• WHAT YOU HAVE TO DO
Skip every picture and transcribe the remaining material exactly.

------------------------

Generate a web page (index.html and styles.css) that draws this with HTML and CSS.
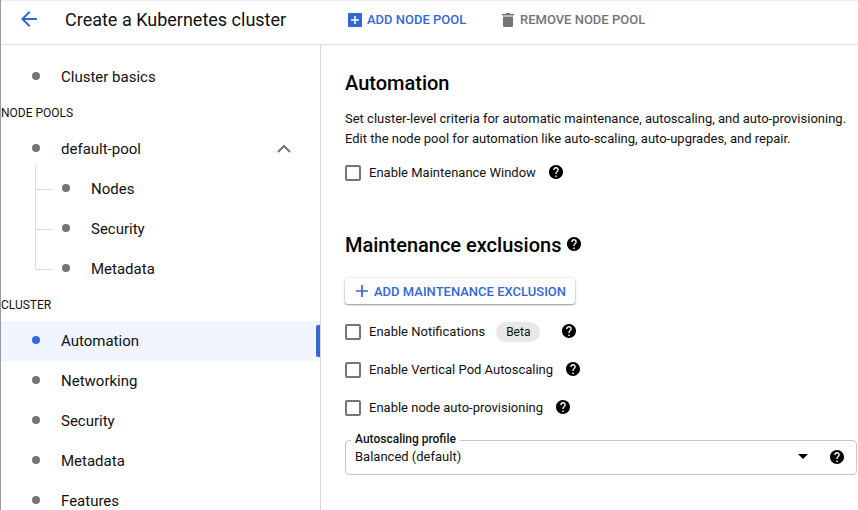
FILE: index.html
```html
<!DOCTYPE html>
<html lang="en">
<head>
<meta charset="utf-8">
<title>Create a Kubernetes cluster</title>
<link rel="stylesheet" href="styles.css">
</head>
<body>
<svg width="0" height="0" class="defs" aria-hidden="true">
  <symbol id="help" viewBox="2 2 20 20"><path d="M12 2C6.48 2 2 6.48 2 12s4.48 10 10 10 10-4.48 10-10S17.52 2 12 2zm1 17h-2v-2h2v2zm2.070-7.750l-.9.920C13.450 12.900 13 13.500 13 15h-2v-.5c0-1.100.450-2.100 1.170-2.830l1.240-1.260c.370-.360.590-.860.590-1.410 0-1.100-.9-2-2-2s-2 .9-2 2H8c0-2.210 1.790-4 4-4s4 1.790 4 4c0 .880-.360 1.680-.930 2.250z" fill="#000" stroke="none"/></symbol>
</svg>
<div class="app">
  <header class="topbar">
    <svg class="back" width="16" height="16" viewBox="4 4 16 16"><path d="M20 11H7.830l5.590-5.590L12 4l-8 8 8 8 1.410-1.410L7.830 13H20v-2z" fill="#3367d6"/></svg>
    <h1 class="title">Create a Kubernetes cluster</h1>
    <button class="action add"><svg width="14" height="14" viewBox="0 0 14 14"><rect width="14" height="14" rx="1" fill="#3367d6"/><path d="M7 3v8M3 7h8" stroke="#fff" stroke-width="1.500"/></svg><span>ADD NODE POOL</span></button>
    <button class="action remove"><svg width="12" height="14" viewBox="0 0 12 14"><path d="M0 1h3.500l.7-1h3.600l.7 1H12v1.500H0zM1 3.500h10V12.500a1.500 1.500 0 0 1-1.500 1.500h-7A1.500 1.500 0 0 1 1 12.500z" fill="#757575"/></svg><span>REMOVE NODE POOL</span></button>
  </header>
  <div class="body">
    <nav class="sidebar">
      <a class="item"><i class="dot"></i><span>Cluster basics</span></a>
      <h2 class="group">NODE POOLS</h2>
      <a class="item"><i class="dot"></i><span>default-pool</span><svg class="chevron" width="14" height="9" viewBox="0 0 14 9"><path d="M1 8l6-6 6 6" fill="none" stroke="#757575" stroke-width="2"/></svg></a>
      <div class="tree">
        <a class="item child"><i class="dot"></i><span>Nodes</span></a>
        <a class="item child"><i class="dot"></i><span>Security</span></a>
        <a class="item child"><i class="dot"></i><span>Metadata</span></a>
      </div>
      <h2 class="group">CLUSTER</h2>
      <a class="item active"><i class="dot"></i><span>Automation</span></a>
      <a class="item"><i class="dot"></i><span>Networking</span></a>
      <a class="item"><i class="dot"></i><span>Security</span></a>
      <a class="item"><i class="dot"></i><span>Metadata</span></a>
      <a class="item"><i class="dot"></i><span>Features</span></a>
    </nav>
    <main class="content">
      <h2 class="heading">Automation</h2>
      <p class="intro">Set cluster-level criteria for automatic maintenance, autoscaling, and auto-provisioning.<br>Edit the node pool for automation like auto-scaling, auto-upgrades, and repair.</p>
      <div class="row window"><i class="box"></i><span>Enable Maintenance Window</span><svg class="help"><use href="#help"/></svg></div>
      <h2 class="heading exclusions"><span>Maintenance exclusions</span><svg class="help"><use href="#help"/></svg></h2>
      <button class="raised"><svg width="12" height="12" viewBox="0 0 12 12"><path d="M6 0v12M0 6h12" stroke="#3367d6" stroke-width="1.700"/></svg><span>ADD MAINTENANCE EXCLUSION</span></button>
      <div class="row"><i class="box"></i><span>Enable Notifications</span><b class="beta">Beta</b><svg class="help wide"><use href="#help"/></svg></div>
      <div class="row"><i class="box"></i><span>Enable Vertical Pod Autoscaling</span><svg class="help"><use href="#help"/></svg></div>
      <div class="row"><i class="box"></i><span>Enable node auto-provisioning</span><svg class="help"><use href="#help"/></svg></div>
      <div class="select">
        <span class="label">Autoscaling profile</span>
        <span class="value">Balanced (default)</span>
        <svg class="caret" width="10" height="5" viewBox="0 0 10 5"><path d="M0 0h10L5 5z" fill="#000"/></svg>
        <svg class="help"><use href="#help"/></svg>
      </div>
    </main>
  </div>
</div>
</body>
</html>
```

FILE: styles.css
```css
* { box-sizing: border-box; }
html, body { margin: 0; height: 100%; overflow: hidden; }
body { background: #fff; color: #111; font: 13px/20px Roboto, sans-serif; }
h1, h2, p { margin: 0; font-weight: 400; }
svg { display: block; flex: none; }
button { border: 0; padding: 0; background: none; font: inherit; display: flex; align-items: center; }
.defs { position: absolute; }

.app { height: 510px; border-left: 1px solid #9a9a9a; display: flex; flex-direction: column; }
.topbar {
  height: 45px; flex: none; display: flex; align-items: center;
  padding: 0 0 5px 20px; border-bottom: 1px solid #dcdcdc;
  background: linear-gradient(#ececec, #fff 2px);
}
.back { margin-top: -1px; }
.title { width: 283px; margin-left: 28px; font-size: 18px; line-height: 24px; white-space: nowrap; }
.action { font-weight: 500; font-size: 13px; white-space: nowrap; }
.add { width: 154px; gap: 5px; color: #3367d6; }
.remove { gap: 6px; color: #757575; }

.body { flex: 1; min-height: 0; display: flex; }
.sidebar { width: 320px; flex: none; padding-top: 12px; border-right: 1px solid #dcdcdc; overflow: hidden; }
.item { position: relative; display: flex; align-items: center; height: 40px; padding-left: 31px; font-size: 15px; }
.dot { width: 8px; height: 8px; margin: -2px 21px 0 0; border-radius: 50%; background: #757575; flex: none; }
.group { height: 32px; font-size: 12px; line-height: 32px; }
.chevron { margin: -1px 29px 0 auto; }
.child { padding-left: 61px; }
.child::before { content: ""; position: absolute; left: 34px; top: -20px; width: 17px; height: 40px; border: solid #dcdcdc; border-width: 0 0 1px 1px; }
.child:first-child::before { top: -4px; height: 24px; }
.active { background: #f0f5ff; }
.active .dot { background: #3367d6; }
.active::after { content: ""; position: absolute; right: 0; top: 4px; width: 4px; height: 32px; border-radius: 2px 0 0 2px; background: #3367d6; }

.content { flex: 1; min-width: 0; padding: 24px 1px 0 24px; }
.heading { height: 28px; font-size: 20px; line-height: 28px; font-weight: 500; color: #000; }
.intro { margin-top: 12px; white-space: nowrap; }
.row { display: flex; align-items: center; height: 38px; white-space: nowrap; }
.row span { margin-top: 2px; }
.window { margin-top: 4px; }
.box { width: 16px; height: 16px; margin: 2px 8px 0 0; border: 2px solid #757575; border-radius: 2px; flex: none; }
.help { width: 14px; height: 14px; margin-left: 13px; }
.exclusions { display: flex; align-items: center; margin-top: 40px; }
.exclusions .help { margin: -2px 0 0 6px; }
.raised {
  width: 230px; height: 26px; margin: 19px 0 8px; padding-left: 11px; gap: 6px;
  border-radius: 3px; background: #fff; color: #3367d6; font-weight: 500; white-space: nowrap;
  box-shadow: 0 1px 2px rgba(0, 0, 0, .4), 0 0 2px rgba(0, 0, 0, .12);
}
.raised span { margin-top: 2px; }
.beta { height: 20px; margin: 2px 0 0 11px; padding: 0 10px; border-radius: 10px; background: #e8e8e8; font-size: 12px; font-weight: 400; }
.wide { margin-left: 22px; }
.select { position: relative; display: flex; align-items: center; height: 35px; margin-top: 14px; padding: 0 12px 2px 9px; border: 1px solid #c6c6c6; border-radius: 4px; }
.label { position: absolute; left: 5px; top: -12px; padding: 0 4px; background: #fff; font-size: 12px; font-weight: 500; line-height: 20px; }
.value { flex: 1; }
.select .help { margin-left: 22px; }
```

------------------------

• FINISHED ANSWER
Generate a web page (index.html and styles.css) that draws this with HTML and CSS.
FILE: index.html
```html
<!DOCTYPE html>
<html lang="en">
<head>
<meta charset="utf-8">
<title>Create a Kubernetes cluster</title>
<link rel="stylesheet" href="styles.css">
</head>
<body>
<svg width="0" height="0" class="defs" aria-hidden="true">
  <symbol id="help" viewBox="2 2 20 20"><path d="M12 2C6.48 2 2 6.48 2 12s4.48 10 10 10 10-4.48 10-10S17.52 2 12 2zm1 17h-2v-2h2v2zm2.070-7.750l-.9.920C13.450 12.900 13 13.500 13 15h-2v-.5c0-1.100.450-2.100 1.170-2.830l1.240-1.260c.370-.360.590-.860.590-1.410 0-1.100-.9-2-2-2s-2 .9-2 2H8c0-2.210 1.790-4 4-4s4 1.790 4 4c0 .880-.360 1.680-.930 2.250z" fill="#000" stroke="none"/></symbol>
</svg>
<div class="app">
  <header class="topbar">
    <svg class="back" width="16" height="16" viewBox="4 4 16 16"><path d="M20 11H7.830l5.590-5.590L12 4l-8 8 8 8 1.410-1.410L7.830 13H20v-2z" fill="#3367d6"/></svg>
    <h1 class="title">Create a Kubernetes cluster</h1>
    <button class="action add"><svg width="14" height="14" viewBox="0 0 14 14"><rect width="14" height="14" rx="1" fill="#3367d6"/><path d="M7 3v8M3 7h8" stroke="#fff" stroke-width="1.500"/></svg><span>ADD NODE POOL</span></button>
    <button class="action remove"><svg width="12" height="14" viewBox="0 0 12 14"><path d="M0 1h3.500l.7-1h3.600l.7 1H12v1.500H0zM1 3.500h10V12.500a1.500 1.500 0 0 1-1.500 1.500h-7A1.500 1.500 0 0 1 1 12.500z" fill="#757575"/></svg><span>REMOVE NODE POOL</span></button>
  </header>
  <div class="body">
    <nav class="sidebar">
      <a class="item"><i class="dot"></i><span>Cluster basics</span></a>
      <h2 class="group">NODE POOLS</h2>
      <a class="item"><i class="dot"></i><span>default-pool</span><svg class="chevron" width="14" height="9" viewBox="0 0 14 9"><path d="M1 8l6-6 6 6" fill="none" stroke="#757575" stroke-width="2"/></svg></a>
      <div class="tree">
        <a class="item child"><i class="dot"></i><span>Nodes</span></a>
        <a class="item child"><i class="dot"></i><span>Security</span></a>
        <a class="item child"><i class="dot"></i><span>Metadata</span></a>
      </div>
      <h2 class="group">CLUSTER</h2>
      <a class="item active"><i class="dot"></i><span>Automation</span></a>
      <a class="item"><i class="dot"></i><span>Networking</span></a>
      <a class="item"><i class="dot"></i><span>Security</span></a>
      <a class="item"><i class="dot"></i><span>Metadata</span></a>
      <a class="item"><i class="dot"></i><span>Features</span></a>
    </nav>
    <main class="content">
      <h2 class="heading">Automation</h2>
      <p class="intro">Set cluster-level criteria for automatic maintenance, autoscaling, and auto-provisioning.<br>Edit the node pool for automation like auto-scaling, auto-upgrades, and repair.</p>
      <div class="row window"><i class="box"></i><span>Enable Maintenance Window</span><svg class="help"><use href="#help"/></svg></div>
      <h2 class="heading exclusions"><span>Maintenance exclusions</span><svg class="help"><use href="#help"/></svg></h2>
      <button class="raised"><svg width="12" height="12" viewBox="0 0 12 12"><path d="M6 0v12M0 6h12" stroke="#3367d6" stroke-width="1.700"/></svg><span>ADD MAINTENANCE EXCLUSION</span></button>
      <div class="row"><i class="box"></i><span>Enable Notifications</span><b class="beta">Beta</b><svg class="help wide"><use href="#help"/></svg></div>
      <div class="row"><i class="box"></i><span>Enable Vertical Pod Autoscaling</span><svg class="help"><use href="#help"/></svg></div>
      <div class="row"><i class="box"></i><span>Enable node auto-provisioning</span><svg class="help"><use href="#help"/></svg></div>
      <div class="select">
        <span class="label">Autoscaling profile</span>
        <span class="value">Balanced (default)</span>
        <svg class="caret" width="10" height="5" viewBox="0 0 10 5"><path d="M0 0h10L5 5z" fill="#000"/></svg>
        <svg class="help"><use href="#help"/></svg>
      </div>
    </main>
  </div>
</div>
</body>
</html>
```

FILE: styles.css
```css
* { box-sizing: border-box; }
html, body { margin: 0; height: 100%; overflow: hidden; }
body { background: #fff; color: #111; font: 13px/20px Roboto, sans-serif; }
h1, h2, p { margin: 0; font-weight: 400; }
svg { display: block; flex: none; }
button { border: 0; padding: 0; background: none; font: inherit; display: flex; align-items: center; }
.defs { position: absolute; }

.app { height: 510px; border-left: 1px solid #9a9a9a; display: flex; flex-direction: column; }
.topbar {
  height: 45px; flex: none; display: flex; align-items: center;
  padding: 0 0 5px 20px; border-bottom: 1px solid #dcdcdc;
  background: linear-gradient(#ececec, #fff 2px);
}
.back { margin-top: -1px; }
.title { width: 283px; margin-left: 28px; font-size: 18px; line-height: 24px; white-space: nowrap; }
.action { font-weight: 500; font-size: 13px; white-space: nowrap; }
.add { width: 154px; gap: 5px; color: #3367d6; }
.remove { gap: 6px; color: #757575; }

.body { flex: 1; min-height: 0; display: flex; }
.sidebar { width: 320px; flex: none; padding-top: 12px; border-right: 1px solid #dcdcdc; overflow: hidden; }
.item { position: relative; display: flex; align-items: center; height: 40px; padding-left: 31px; font-size: 15px; }
.dot { width: 8px; height: 8px; margin: -2px 21px 0 0; border-radius: 50%; background: #757575; flex: none; }
.group { height: 32px; font-size: 12px; line-height: 32px; }
.chevron { margin: -1px 29px 0 auto; }
.child { padding-left: 61px; }
.child::before { content: ""; position: absolute; left: 34px; top: -20px; width: 17px; height: 40px; border: solid #dcdcdc; border-width: 0 0 1px 1px; }
.child:first-child::before { top: -4px; height: 24px; }
.active { background: #f0f5ff; }
.active .dot { background: #3367d6; }
.active::after { content: ""; position: absolute; right: 0; top: 4px; width: 4px; height: 32px; border-radius: 2px 0 0 2px; background: #3367d6; }

.content { flex: 1; min-width: 0; padding: 24px 1px 0 24px; }
.heading { height: 28px; font-size: 20px; line-height: 28px; font-weight: 500; color: #000; }
.intro { margin-top: 12px; white-space: nowrap; }
.row { display: flex; align-items: center; height: 38px; white-space: nowrap; }
.row span { margin-top: 2px; }
.window { margin-top: 4px; }
.box { width: 16px; height: 16px; margin: 2px 8px 0 0; border: 2px solid #757575; border-radius: 2px; flex: none; }
.help { width: 14px; height: 14px; margin-left: 13px; }
.exclusions { display: flex; align-items: center; margin-top: 40px; }
.exclusions .help { margin: -2px 0 0 6px; }
.raised {
  width: 230px; height: 26px; margin: 19px 0 8px; padding-left: 11px; gap: 6px;
  border-radius: 3px; background: #fff; color: #3367d6; font-weight: 500; white-space: nowrap;
  box-shadow: 0 1px 2px rgba(0, 0, 0, .4), 0 0 2px rgba(0, 0, 0, .12);
}
.raised span { margin-top: 2px; }
.beta { height: 20px; margin: 2px 0 0 11px; padding: 0 10px; border-radius: 10px; background: #e8e8e8; font-size: 12px; font-weight: 400; }
.wide { margin-left: 22px; }
.select { position: relative; display: flex; align-items: center; height: 35px; margin-top: 14px; padding: 0 12px 2px 9px; border: 1px solid #c6c6c6; border-radius: 4px; }
.label { position: absolute; left: 5px; top: -12px; padding: 0 4px; background: #fff; font-size: 12px; font-weight: 500; line-height: 20px; }
.value { flex: 1; }
.select .help { margin-left: 22px; }
```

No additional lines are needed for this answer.